Ensuring capacity for the years ahead
Because of the long-term, predictable revenue stability it offers, the Capacity Market represents a simple, lucrative and low-effort opportunity for organisations with high energy consumption to get paid for electricity they do not use, while helping to decarbonise the grid.
For example, in the event of a grid stress event, batch processing operations such as bottling, canning, baking, brewing and fermentation may be strategically rescheduled without affecting production or quality. This makes capacity available to the grid and doesn’t impact operations or standards. Likewise, many mixers, grinders and pumps have adjustable speeds or may be rescheduled around peak times. Cold storage and refrigeration can temporarily reduce power consumption, as can thermal processing with thermal storage capacity. Alternatively, some sites may prefer to switch from continuous processes to batch processes, and instead temporarily store liquids in holding tanks while a grid stress occurs.
From milling to extrusion to evaporation and compression, the range of critical assets means there is no one-size-fits-all approach. But a general rule of thumb is that processes that use large amounts of electricity for heating and cooling are ideal candidates for the Capacity Market. So too are processes that can be adjusted up or down. This makes assets like ovens, proofing chambers and brewing and fermentation tanks perfectly suited because they are energy-intensive, and have adjustable cycles.

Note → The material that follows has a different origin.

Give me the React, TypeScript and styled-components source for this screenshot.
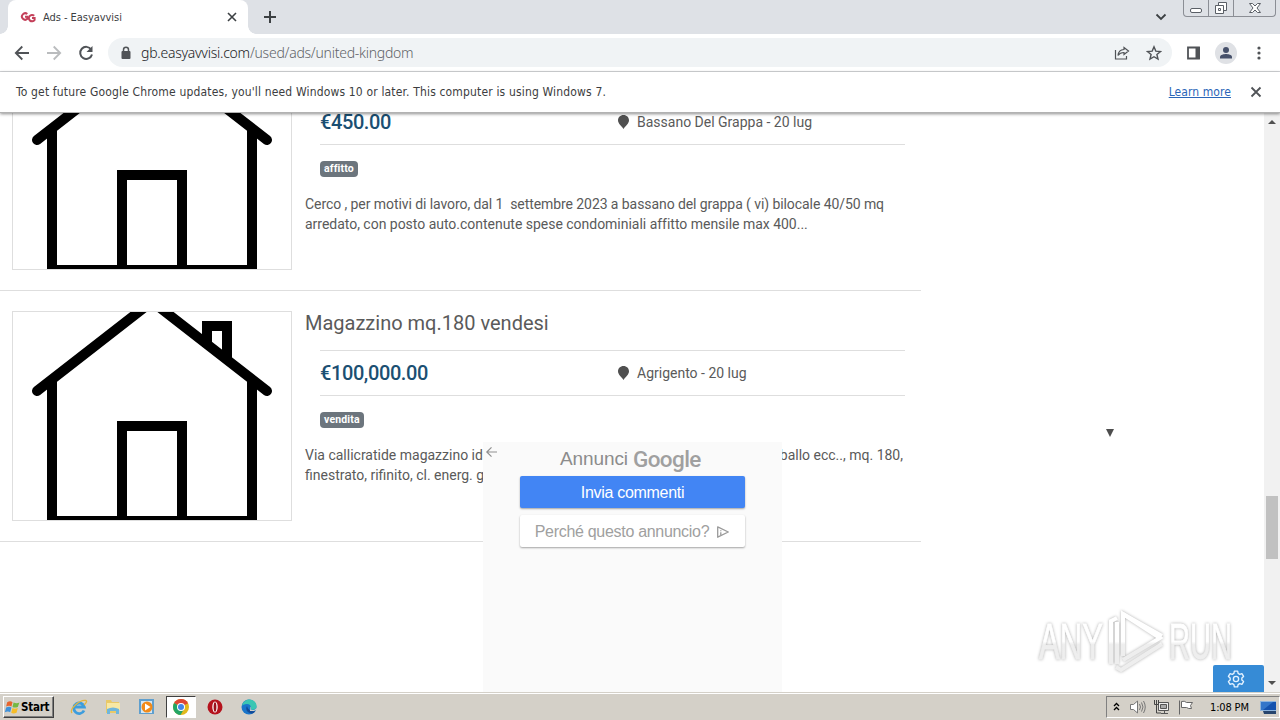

Many of the critical assets used in food and drink manufacturing remain in near-constant or regular use, and as such, they are continuously checked and maintained. This regular checking also makes them ideal candidates for participating in the Capacity Market, where payments are made for always being on standby to respond to a system stress event.

Extended opportunities for wholesale market participation
Energy flexibility opportunities for the food and drink sector have recently been extended. Previously, food and drink manufacturers couldn’t obtain value from flexibility within the wholesale market unless they entered into specific arrangements with their existing energy supplier.
Since November 2024, a modification to Ofgem’s Balancing and Settlement Codes (BSC), P415, has allowed commercial energy consumers to access the wholesale electricity market through numerous aggregators. In particular, P415 allows the growing number of businesses with their own energy generation facilities – onsite wind or solar power, for example – to trade their flexible electricity capacity in the wholesale market. Some businesses may find the assessment process daunting or rule it out based on assumptions around operational disruption. That’s where an experienced partner provides valuable support.
Good for manufacturers, good for the grid
As comparatively large users of energy, with many processes that can be scheduled or deferred, food and drink companies are ideally placed to benefit from participation in energy flexibility schemes such as the Capacity Market. Doing so can create new revenue streams for the business, providing stable, long-term income that helps offset rising operational costs and the erosion of margins.
Additionally, by contributing to resilience in the electricity grid, food and beverage producers can help prevent outages in the national or regional system. This reduces operational risks from unplanned downtime due to power cuts, such as failed processes, spoiled ingredients or over-reliance on backup power.
Finally, demand-side response schemes, such as the Capacity Market, are key to providing additional flexibility and protection that the grid needs to accommodate more renewable energy. Through participation, food and drink manufacturers can play a fundamental role in the UK’s journey towards Net Zero, meeting their ESG goals in the process and taking meaningful action on climate change.